The required documents include your passport, birth certificate, proof of residence and proof of income. Employees could provide a certificate of employment and latest payment slips, while the self-employed people must provide proof too. Retired and unemployed people prove that they have enough money to live in France. To prove you won’t be a burden on the French health services, retired people can provide an S1 certificate from the NHS, working people and the self-employed will need to be paying into French social security, and if you’re not working but not retired either you will need to show that you have medical insurance.
The process should not take more than a few weeks.
Family purchase could open the door
The right to bring family to France is extended to dependent children and grandchildren of the legal resident. This opens up another angle for British people who wish to retain their EU rights but are not in a position to move to France yet.
Although only one person needs to become legally resident in France for the whole family to benefit, the cost of buying the home can be spread among many. Read our brand new guide, Buying Abroad with Family to see how to organise the legal and financial aspects.
Already convinced? If you’re ready to buy a home in France, Property Guides will be at Your Overseas Home, where those serious about buying can get answers to detailed questions from trusted lawyers, agents and currency providers. Click here to apply for FREE tickets to shows throughout 2018.

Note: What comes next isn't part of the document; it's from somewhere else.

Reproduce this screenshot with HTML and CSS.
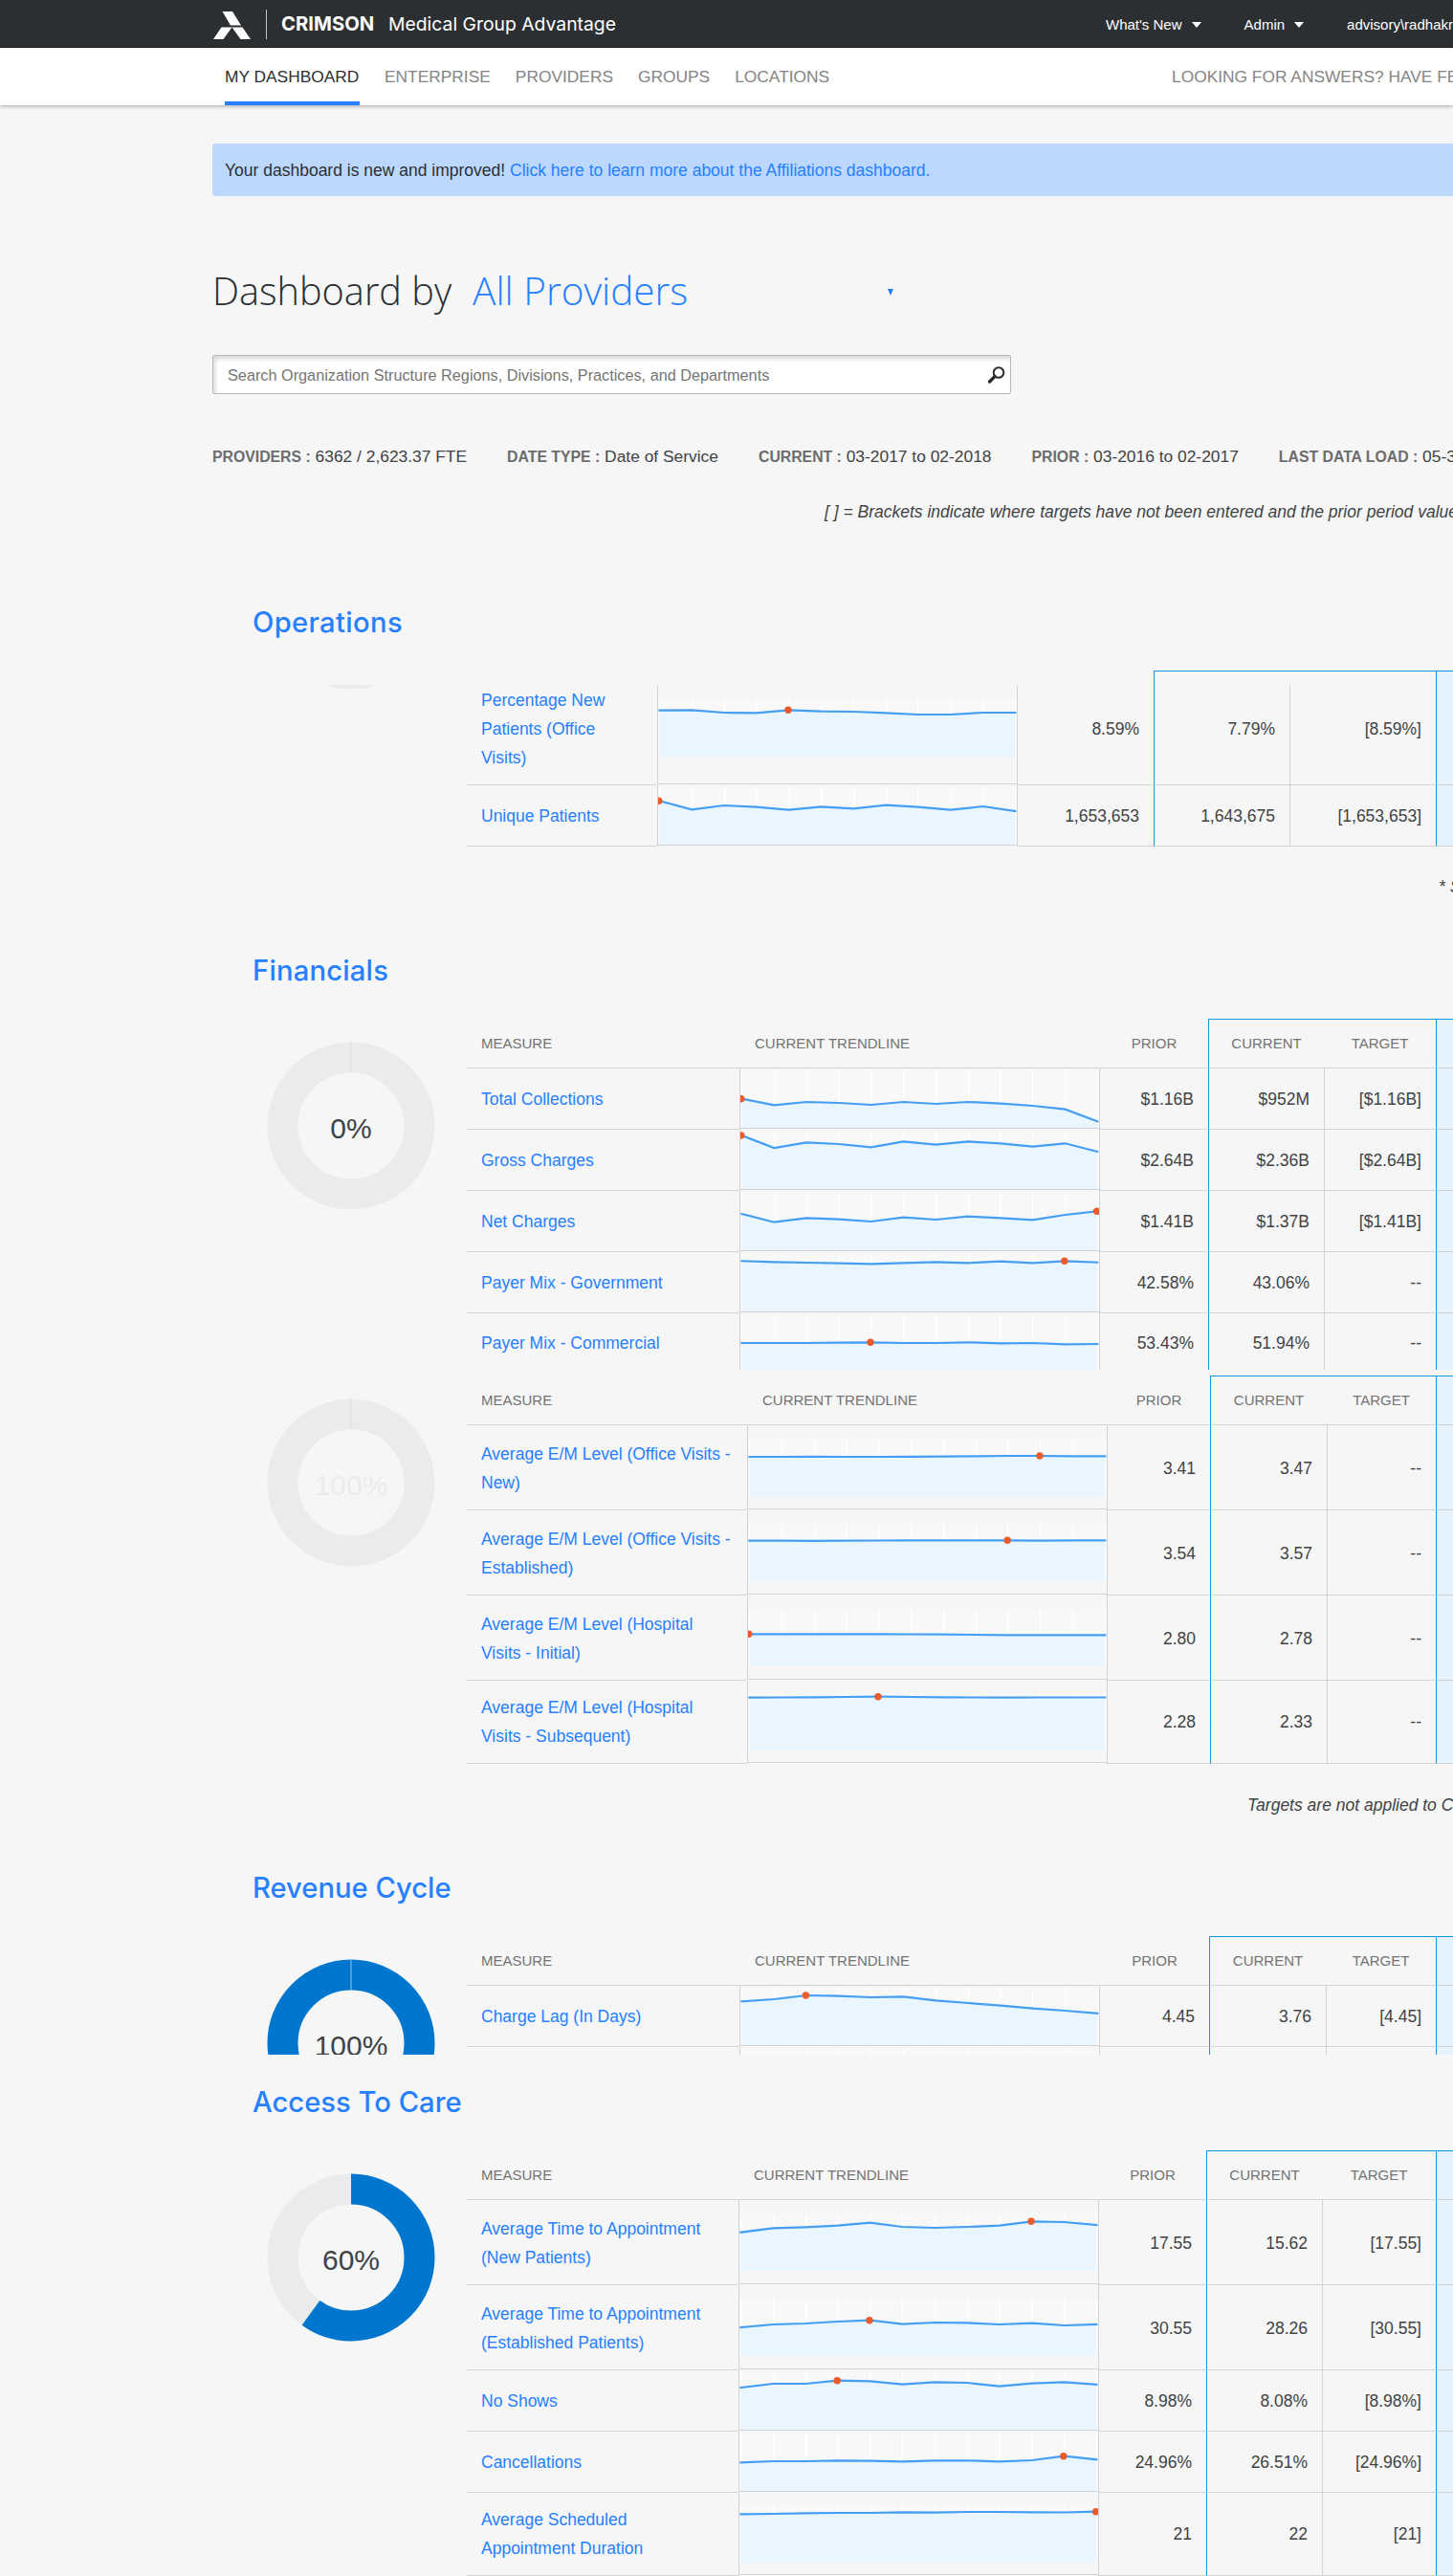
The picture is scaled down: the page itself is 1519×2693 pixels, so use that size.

If you cannot buy before March 2019
For those who cannot establish legal residency in France before Britain leaves the EU, whether that includes the transition period or not, the “worst case scenario” remains as outlined in our guide “How to Live in France After Brexit”. Very roughly, these are rules that apply to Americans. Australians etc. It seems highly likely that a bespoke visa system would apply to the British who are, after all, just 20 miles away and arrive in France by the millions every year, but if not these are the rules that could apply:
• Non-EU passport holders can stay in France for up to 90 days without getting a visa. This can be spread over as many visits as you like, allowing for at least 12 weeks in the country spread throughout the year.
• The “long stay visitor visa” allows you to stay for up to 12 months, without the need to obtain a residence permit. You must prove that you have enough money or income to support yourself without working.
• There is no restriction on you buying a home in France and there are no limits on where.
• Non EU buyers are generally able to get the same deal on mortgages as EU citizens.
• If you wish to rent out your home you will need local authority permission and you will have to declare any rental income in France.
• There are many types of work visa, including the passeport-talent or the European Blue Card.
• You can request French citizenship after five years of living in France and if you can pass a French language test. Students can apply after two years.
• Retired people could also go for the carte de séjour retraité option but this requires you to prove you will be getting a retirement income while also maintaining your normal (habitual) residence outside France.